French lawmakers have called on the government to bring fully to light the circumstances in which RFI journalists Ghislaine Dupont and Claude Verlon died, nearly six years to the day after they were killed.

The two were abducted and shot dead by armed men in Kidal, northern Mali, on 2 November 2013. The murders were claimed by Al Qaida in the Islamic Maghreb (AQIM).
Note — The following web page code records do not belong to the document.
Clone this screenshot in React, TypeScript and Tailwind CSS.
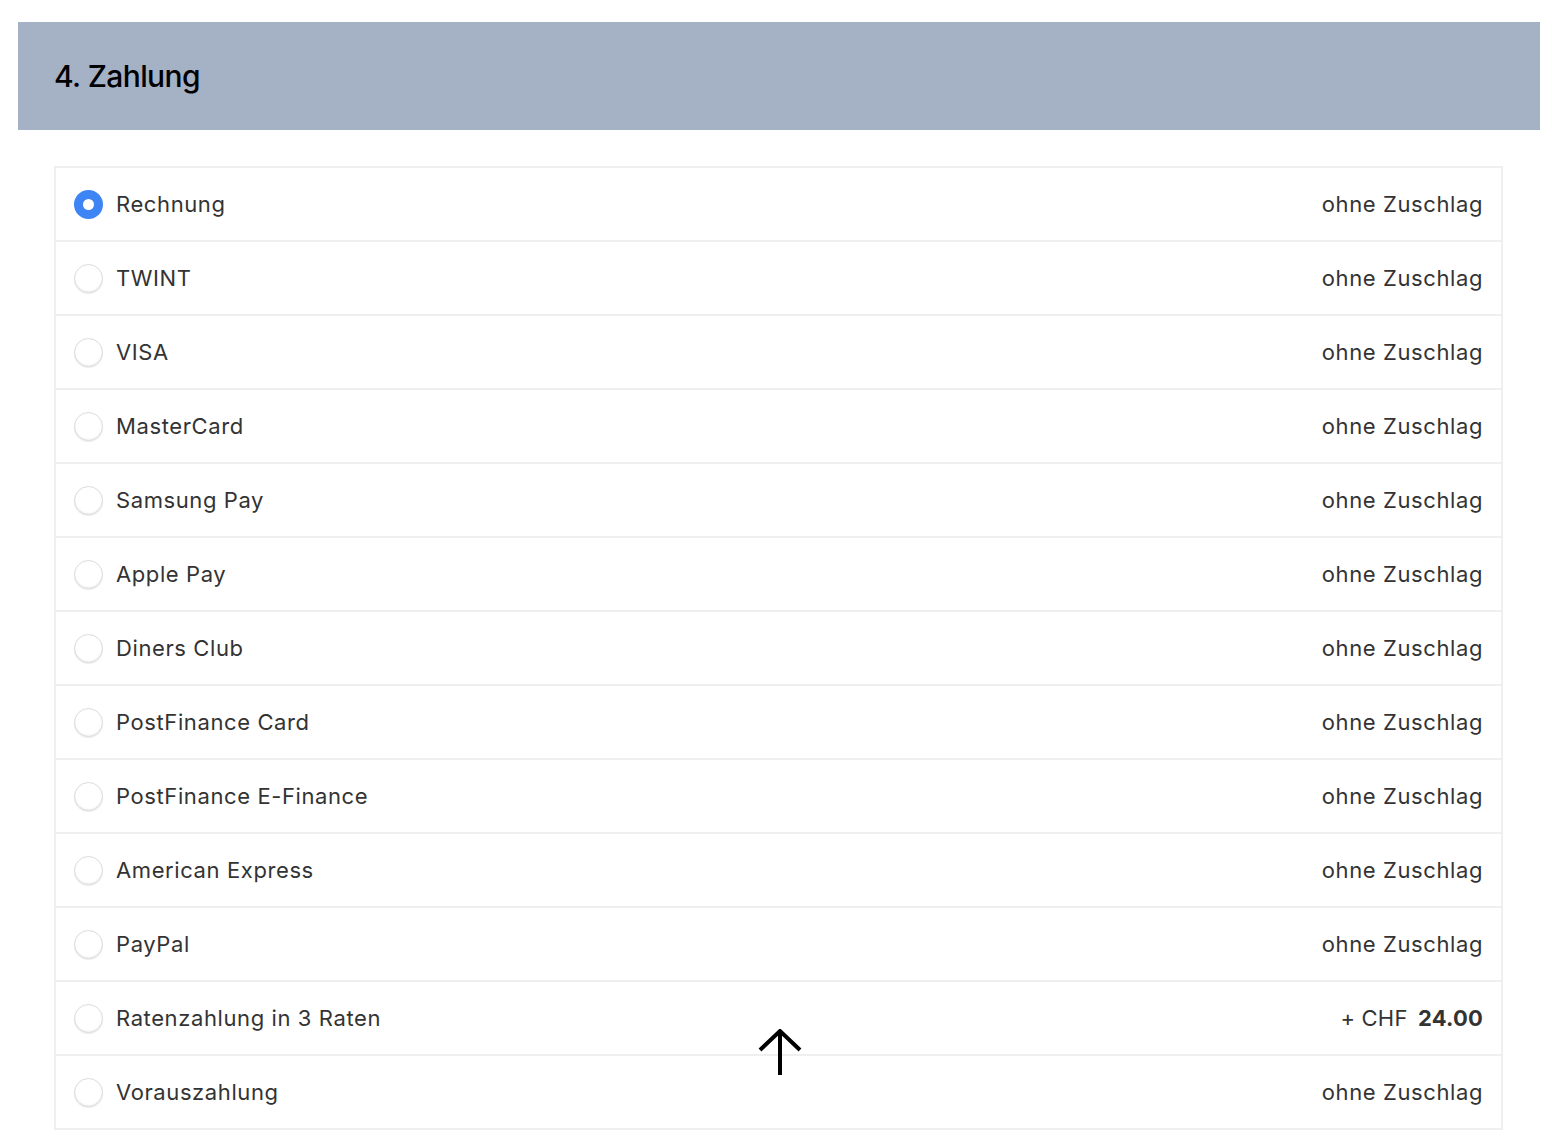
import React, { useState } from "react";

type Option = {
  id: string;
  label: string;
  surcharge?: string;
};

const options: Option[] = [
  { id: "invoice", label: "Rechnung" },
  { id: "twint", label: "TWINT" },
  { id: "visa", label: "VISA" },
  { id: "mastercard", label: "MasterCard" },
  { id: "samsung", label: "Samsung Pay" },
  { id: "apple", label: "Apple Pay" },
  { id: "diners", label: "Diners Club" },
  { id: "pfcard", label: "PostFinance Card" },
  { id: "pfefinance", label: "PostFinance E-Finance" },
  { id: "amex", label: "American Express" },
  { id: "paypal", label: "PayPal" },
  { id: "installments", label: "Ratenzahlung in 3 Raten", surcharge: "24.00" },
  { id: "prepay", label: "Vorauszahlung" },
];

function Radio({ checked }: { checked: boolean }) {
  if (checked) {
    return (
      <span className="w-[29px] h-[29px] rounded-full bg-[#3d85f5] flex items-center justify-center shrink-0">
        <span className="w-[11px] h-[11px] rounded-full bg-white" />
      </span>
    );
  }
  return (
    <span className="w-[29px] h-[29px] rounded-full bg-white border border-[#dcdcdc] shadow-[inset_0_-1px_2px_rgba(0,0,0,0.06),0_1px_1px_rgba(0,0,0,0.08)] shrink-0" />
  );
}

export default function App() {
  const [selected, setSelected] = useState("invoice");

  return (
    <div className="min-h-screen bg-white pt-[22px] pl-[18px] pr-[12px] font-['Inter','Noto_Sans',sans-serif] text-[#333]">
      <header className="h-[108px] bg-[#a5b1c5] flex items-center pl-[36px]">
        <h2 className="text-[30px] font-medium text-black tracking-[-0.6px]">4. Zahlung</h2>
      </header>

      <div className="mt-[36px] ml-[36px] mr-[37px] border-2 border-[#efefef]">
        {options.map((opt, i) => (
          <label
            key={opt.id}
            onClick={() => setSelected(opt.id)}
            className={`flex items-center pl-[18px] pr-[18px] cursor-pointer ${
              i > 0 ? "h-[74px] border-t-2 border-[#efefef]" : "h-[72px]"
            }`}
          >
            <Radio checked={selected === opt.id} />
            <span className="ml-[13px] text-[22px] tracking-[0.6px]">{opt.label}</span>
            {opt.surcharge ? (
              <span className="ml-auto text-[22px] tracking-[0.2px]">
                + CHF <b className="ml-[4px] font-bold">{opt.surcharge}</b>
              </span>
            ) : (
              <span className="ml-auto text-[22px] tracking-[0.6px]">ohne Zuschlag</span>
            )}
          </label>
        ))}
      </div>

      {/* scroll-to-top button */}
      <button className="fixed left-[758px] top-[1029px] w-[44px] h-[46px] flex items-center justify-center">
        <svg width="44" height="46" viewBox="0 0 44 46" fill="none" stroke="black" strokeWidth="4">
          <path d="M22 3v43" />
          <path d="M2 21L22 2l20 19" />
        </svg>
      </button>
    </div>
  );
}
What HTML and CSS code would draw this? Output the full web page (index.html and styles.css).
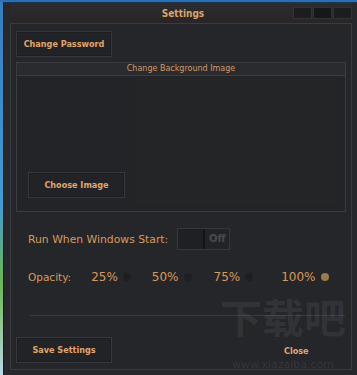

Two of the alleged killers are still on the run.

Despite the various investigations carried out since then, and the pledge by former president François Hollande that all relevant secret defence documents would be declassified, little has come out because the released information was heavily redacted.

Now Les Républicains MP Didier Quentin has written to Foreign Minister Jean-Yves Le Drian, the Defence Minister at the time, to ask him what steps he intends to take with his successor Florence Parly to break the silence.

Communist Party senator Pierre Laurent submitted a written question to Parly calling on her to detail what action the authorities are planning to reveal the full facts.

Parly and Le Drian now have two months to provide a reply.

Another MP has also said he intends to press the Defence Minister on the issue during the next question time session in Parliament.

An RFI investigation published in July highlighted a number of discrepancies between the government's official version of a failed hostage-taking operation and several witnesses' accounts that French special forces had chased the abductors, leading somehow to the killing of our colleagues.

Neither the Defence Ministry nor the army chief of staff has yet reacted to the the information unearthed by RFI.

This week in New York,  at the opening of an exhibition of drawings organised at the UN headquarters ahead of the International Day to End Impunity for Crimes against Journalists

Ghislaine's mother Marie-Solange Poinsot, 89, called for transparency from the French authorities.

She said she is convinced that “the army holds the truth".

"For six years, we have been waiting for the truth," she added. "It will not give them back, but maybe we'll be a little quieter."

The UN Special Rapporteur on extrajudicial executions, Agnès Callamard, who investigated the murder of Saudi journalist Jamal Khashoggi, said "impunity in France is unacceptable".

"Impunity is what poisons our societies," she said, adding that it was imperative to know "the circumstances of the murder of Ghislaine and Claude, who was present during and after, who failed in his duty and who sought to hide the truth from families".